[What the task requires] Write out the full listing exactly as given, minus the images.

[Given data]
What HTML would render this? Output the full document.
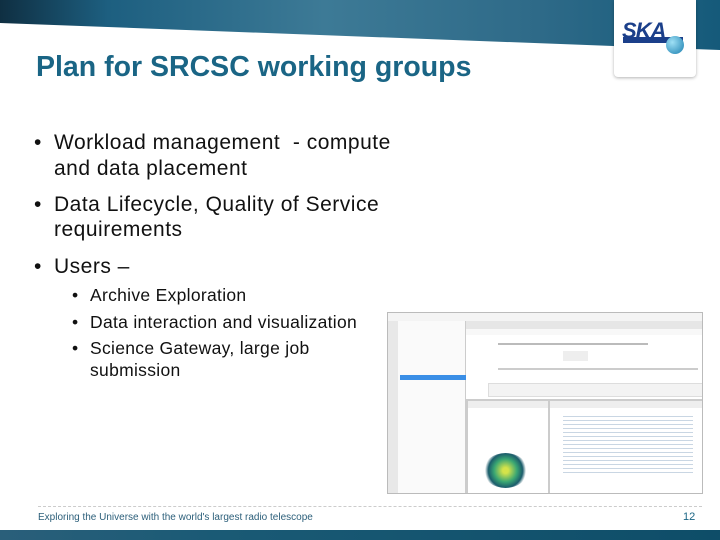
<!DOCTYPE html>
<html><head><meta charset="utf-8"><style>
*{margin:0;padding:0;box-sizing:border-box}
body{width:720px;height:540px;position:relative;overflow:hidden;background:#fff;font-family:"Liberation Sans",sans-serif}
.t{position:absolute;white-space:nowrap;color:#111}
.b{font-size:21px;letter-spacing:0.5px}
.s{font-size:17.5px;letter-spacing:0.3px}
.m{position:absolute;background:#ddd}
</style></head><body>
<svg style="position:absolute;left:0;top:0" width="720" height="80">
<defs><linearGradient id="g" x1="0" x2="1"><stop offset="0" stop-color="#0f2f42"/><stop offset="0.15" stop-color="#1d5f80"/><stop offset="0.45" stop-color="#3d7a96"/><stop offset="0.75" stop-color="#2e6a88"/><stop offset="1" stop-color="#155a7a"/></linearGradient></defs>
<polygon points="0,0 720,0 720,50 0,23" fill="url(#g)"/>
</svg>
<div style="position:absolute;left:614px;top:0;width:82px;height:77px;background:#fff;border-radius:0 0 4px 4px;box-shadow:0 1px 3px rgba(0,0,0,.3)"></div>
<div style="position:absolute;left:623px;top:37px;width:60px;height:6px;background:#1b3f8a"></div>
<div class="t" style="left:622px;top:18px;font:bold italic 22px 'Liberation Sans',sans-serif;color:#1b3f8a;letter-spacing:-1px">SKA</div>
<div style="position:absolute;left:666px;top:36px;width:18px;height:18px;border-radius:50%;background:radial-gradient(circle at 35% 35%,#9fe0f5,#1a7fb0)"></div>
<div class="t" style="left:36px;top:51px;font-size:28.5px;font-weight:bold;color:#1a6585">Plan for SRCSC working groups</div>
<div class="t b" style="left:34px;top:131px">•</div><div class="t b" style="left:54px;top:131px">Workload management &nbsp;- compute</div>
<div class="t b" style="left:54px;top:157px">and data placement</div>
<div class="t b" style="left:34px;top:193px">•</div><div class="t b" style="left:54px;top:193px">Data Lifecycle, Quality of Service</div>
<div class="t b" style="left:54px;top:218px">requirements</div>
<div class="t b" style="left:34px;top:255px">•</div><div class="t b" style="left:54px;top:255px">Users –</div>
<div class="t s" style="left:72px;top:285px">•</div><div class="t s" style="left:90px;top:285px">Archive Exploration</div>
<div class="t s" style="left:72px;top:312px">•</div><div class="t s" style="left:90px;top:312px">Data interaction and visualization</div>
<div class="t s" style="left:72px;top:338px">•</div><div class="t s" style="left:90px;top:338px">Science Gateway, large job</div>
<div class="t s" style="left:90px;top:360px">submission</div>
<div style="position:absolute;left:387px;top:312px;width:316px;height:182px;background:#fff;border:1px solid #bbb;overflow:hidden">
<div class="m" style="left:0;top:0;width:316px;height:8px;background:#f4f4f4"></div>
<div class="m" style="left:0;top:8px;width:10px;height:174px;background:#e8e8e8"></div>
<div class="m" style="left:10px;top:8px;width:68px;height:174px;background:#fafafa;border-right:1px solid #ccc"></div>
<div class="m" style="left:12px;top:62px;width:66px;height:5px;background:#3a8ee6"></div>
<div class="m" style="left:78px;top:8px;width:238px;height:8px;background:#e6e6e6"></div>
<div class="m" style="left:78px;top:16px;width:238px;height:6px;background:#f8f8f8"></div>
<div class="m" style="left:110px;top:30px;width:150px;height:2px;background:#bbb"></div>
<div class="m" style="left:175px;top:38px;width:25px;height:10px;background:#eee"></div>
<div class="m" style="left:110px;top:55px;width:200px;height:2px;background:#ccc"></div>
<div class="m" style="left:100px;top:70px;width:215px;height:14px;background:#f3f3f3;border:1px solid #ddd"></div>
<div class="m" style="left:78px;top:86px;width:238px;height:96px;background:#ccc"></div>
<div class="m" style="left:80px;top:88px;width:80px;height:94px;background:#fff"></div>
<div class="m" style="left:162px;top:88px;width:154px;height:94px;background:#fff"></div>
<div class="m" style="left:80px;top:88px;width:80px;height:7px;background:#eee"></div>
<div class="m" style="left:162px;top:88px;width:154px;height:7px;background:#eee"></div>
<div style="position:absolute;left:95px;top:140px;width:45px;height:35px;border-radius:50%;background:radial-gradient(circle,#d4e34a 10%,#3aa673 40%,#1b5c6b 60%,#fff 72%)"></div>
<div class="m" style="left:175px;top:100px;width:130px;height:60px;background:repeating-linear-gradient(#fff 0 3px,#c9d6e3 3px 4px)"></div>
</div>
<div style="position:absolute;left:38px;top:506px;width:664px;border-top:1px dashed #ccc"></div>
<div class="t" style="left:38px;top:512px;font-size:10px;color:#2c5f7a">Exploring the Universe with the world's largest radio telescope</div>
<div class="t" style="left:683px;top:511px;font-size:11px;color:#1a6585">12</div>
<div style="position:absolute;left:0;top:530px;width:720px;height:10px;background:linear-gradient(90deg,#2a5f7a,#1a5a75 30%,#0e4d68)"></div>
</body></html>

[Answer in full]
What HTML would render this? Output the full document.
<!DOCTYPE html>
<html><head><meta charset="utf-8"><style>
*{margin:0;padding:0;box-sizing:border-box}
body{width:720px;height:540px;position:relative;overflow:hidden;background:#fff;font-family:"Liberation Sans",sans-serif}
.t{position:absolute;white-space:nowrap;color:#111}
.b{font-size:21px;letter-spacing:0.5px}
.s{font-size:17.5px;letter-spacing:0.3px}
.m{position:absolute;background:#ddd}
</style></head><body>
<svg style="position:absolute;left:0;top:0" width="720" height="80">
<defs><linearGradient id="g" x1="0" x2="1"><stop offset="0" stop-color="#0f2f42"/><stop offset="0.15" stop-color="#1d5f80"/><stop offset="0.45" stop-color="#3d7a96"/><stop offset="0.75" stop-color="#2e6a88"/><stop offset="1" stop-color="#155a7a"/></linearGradient></defs>
<polygon points="0,0 720,0 720,50 0,23" fill="url(#g)"/>
</svg>
<div style="position:absolute;left:614px;top:0;width:82px;height:77px;background:#fff;border-radius:0 0 4px 4px;box-shadow:0 1px 3px rgba(0,0,0,.3)"></div>
<div style="position:absolute;left:623px;top:37px;width:60px;height:6px;background:#1b3f8a"></div>
<div class="t" style="left:622px;top:18px;font:bold italic 22px 'Liberation Sans',sans-serif;color:#1b3f8a;letter-spacing:-1px">SKA</div>
<div style="position:absolute;left:666px;top:36px;width:18px;height:18px;border-radius:50%;background:radial-gradient(circle at 35% 35%,#9fe0f5,#1a7fb0)"></div>
<div class="t" style="left:36px;top:51px;font-size:28.5px;font-weight:bold;color:#1a6585">Plan for SRCSC working groups</div>
<div class="t b" style="left:34px;top:131px">•</div><div class="t b" style="left:54px;top:131px">Workload management &nbsp;- compute</div>
<div class="t b" style="left:54px;top:157px">and data placement</div>
<div class="t b" style="left:34px;top:193px">•</div><div class="t b" style="left:54px;top:193px">Data Lifecycle, Quality of Service</div>
<div class="t b" style="left:54px;top:218px">requirements</div>
<div class="t b" style="left:34px;top:255px">•</div><div class="t b" style="left:54px;top:255px">Users –</div>
<div class="t s" style="left:72px;top:285px">•</div><div class="t s" style="left:90px;top:285px">Archive Exploration</div>
<div class="t s" style="left:72px;top:312px">•</div><div class="t s" style="left:90px;top:312px">Data interaction and visualization</div>
<div class="t s" style="left:72px;top:338px">•</div><div class="t s" style="left:90px;top:338px">Science Gateway, large job</div>
<div class="t s" style="left:90px;top:360px">submission</div>
<div style="position:absolute;left:387px;top:312px;width:316px;height:182px;background:#fff;border:1px solid #bbb;overflow:hidden">
<div class="m" style="left:0;top:0;width:316px;height:8px;background:#f4f4f4"></div>
<div class="m" style="left:0;top:8px;width:10px;height:174px;background:#e8e8e8"></div>
<div class="m" style="left:10px;top:8px;width:68px;height:174px;background:#fafafa;border-right:1px solid #ccc"></div>
<div class="m" style="left:12px;top:62px;width:66px;height:5px;background:#3a8ee6"></div>
<div class="m" style="left:78px;top:8px;width:238px;height:8px;background:#e6e6e6"></div>
<div class="m" style="left:78px;top:16px;width:238px;height:6px;background:#f8f8f8"></div>
<div class="m" style="left:110px;top:30px;width:150px;height:2px;background:#bbb"></div>
<div class="m" style="left:175px;top:38px;width:25px;height:10px;background:#eee"></div>
<div class="m" style="left:110px;top:55px;width:200px;height:2px;background:#ccc"></div>
<div class="m" style="left:100px;top:70px;width:215px;height:14px;background:#f3f3f3;border:1px solid #ddd"></div>
<div class="m" style="left:78px;top:86px;width:238px;height:96px;background:#ccc"></div>
<div class="m" style="left:80px;top:88px;width:80px;height:94px;background:#fff"></div>
<div class="m" style="left:162px;top:88px;width:154px;height:94px;background:#fff"></div>
<div class="m" style="left:80px;top:88px;width:80px;height:7px;background:#eee"></div>
<div class="m" style="left:162px;top:88px;width:154px;height:7px;background:#eee"></div>
<div style="position:absolute;left:95px;top:140px;width:45px;height:35px;border-radius:50%;background:radial-gradient(circle,#d4e34a 10%,#3aa673 40%,#1b5c6b 60%,#fff 72%)"></div>
<div class="m" style="left:175px;top:100px;width:130px;height:60px;background:repeating-linear-gradient(#fff 0 3px,#c9d6e3 3px 4px)"></div>
</div>
<div style="position:absolute;left:38px;top:506px;width:664px;border-top:1px dashed #ccc"></div>
<div class="t" style="left:38px;top:512px;font-size:10px;color:#2c5f7a">Exploring the Universe with the world's largest radio telescope</div>
<div class="t" style="left:683px;top:511px;font-size:11px;color:#1a6585">12</div>
<div style="position:absolute;left:0;top:530px;width:720px;height:10px;background:linear-gradient(90deg,#2a5f7a,#1a5a75 30%,#0e4d68)"></div>
</body></html>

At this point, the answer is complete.